The poems themselves often employ a first-person speaking voice, which ranges from “like”-heavy casual speech to more formal pronouncements. Dark sarcasm and deadpan, ambiguous jokiness pervade the book, which is in keeping with the comedy/tragedy theme. There is something unnerving in these poems’ ambiguity of intent and meaning. Nothing is resolved, nothing is simply a joke or simply not, nothing is “honest” or means one stable thing. Rogers said, in the same 2013 Burke interview, that she doesn’t think she is or can be “honest,” only “accurate.”
What is Rogers accurate about? For one thing, her work is accurate in its portrayal of the confusing, frustrating, sick and degrading dynamic that can exist between heterosexual men and women. Rogers puts it most forcefully in the poem “@ one with the screaming in my head”: “Adorability is fuckability / because children are adorable / and men want to fuck children.” Elsewhere, she compares men to cops, those symbols of corrupt, abusive power, but then follows with three repetitions of the line “cuff me Im guilty.” This metaphor for heterosexual dynamics is both playful and not, a joke and not, at once a comedy and a tragedy.
Rogers is also accurate in her portrayal of mourning, of perpetual sadness, of being alone and thinking and feeling, in a prison of one’s own. There is no exit except through the ephemeral comforts, the sedative drugs, the ego-gratification of attention and sex. There is the sad victory of doing what you want, even though it will hurt some other people and some people won’t like it and some people won’t understand it. Rogers quips, “Guilt is doing what you want.” She says, “In the end you marry your illness.” This perspective on life, where the best course of action is still terrible, where nothing is perfect, only the best you could do, is not comforting, but it feels accurate to me. Rogers writes, in the last poem of the book, “Dewey,” that “You pick a god figure / You work with what u have / You sink and accept the sinking / You drive a car through a fence.” But the perspective shifts — the “you” of the poem, who thought she was being a cocky badass, who drinks in the drivers seat, who feels desired and clever, is in fact not the driver but the passenger, a “Passenger in a drivers seat.” The perspective shifts again — you watch yourself die on a television in a bar, and you judge yourself, you don’t like yourself, you’re dead. The book begins with defiance and ends with death. At first a disavowal, a pushing-away of the audience: “My Art sucks”; “I dont owe anybody anything!” — and, finally, violent closure: “You suck / You die.”

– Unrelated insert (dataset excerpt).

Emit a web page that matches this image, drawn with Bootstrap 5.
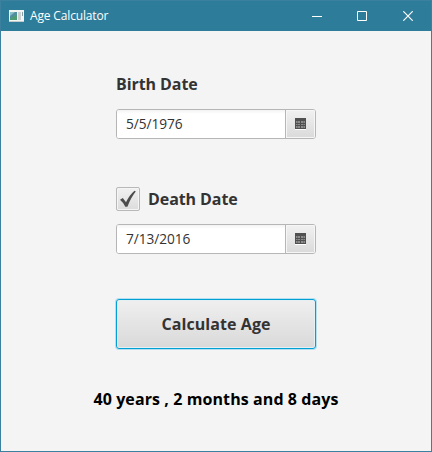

Given that Rogers is friends with Marie Calloway, that a paperback collection of poems is forthcoming from Civil Coping Mechanisms, that she has been published by Illuminati Girl Gang and has many friends in common with “Alt Lit”-associated people, she will perhaps inevitably be compared to other contemporary poets on the internet, especially those writing in first-person about their lives, a mode which is frequently (and reductively) called “confessional poetry.” Rogers’s poetry is not a face-value, sentimental, diaristic poetry, but neither is it primarily tongue-in-cheek, affect-heavy, wink-wink poetry — in that sense, she doesn’t wholly fit with much of Alt Lit or with the smart, chic, satirical poets with whom she’s read live in New York. Instead her poems feel simultaneously like spontaneous emissions from a linguistically fluid, clever, sensitive mind and like uncannily irreducible, finely crafted miniatures. Rogers has feelings, she has thoughts — and, to quote her again, “Like I always say Im too smart for this.”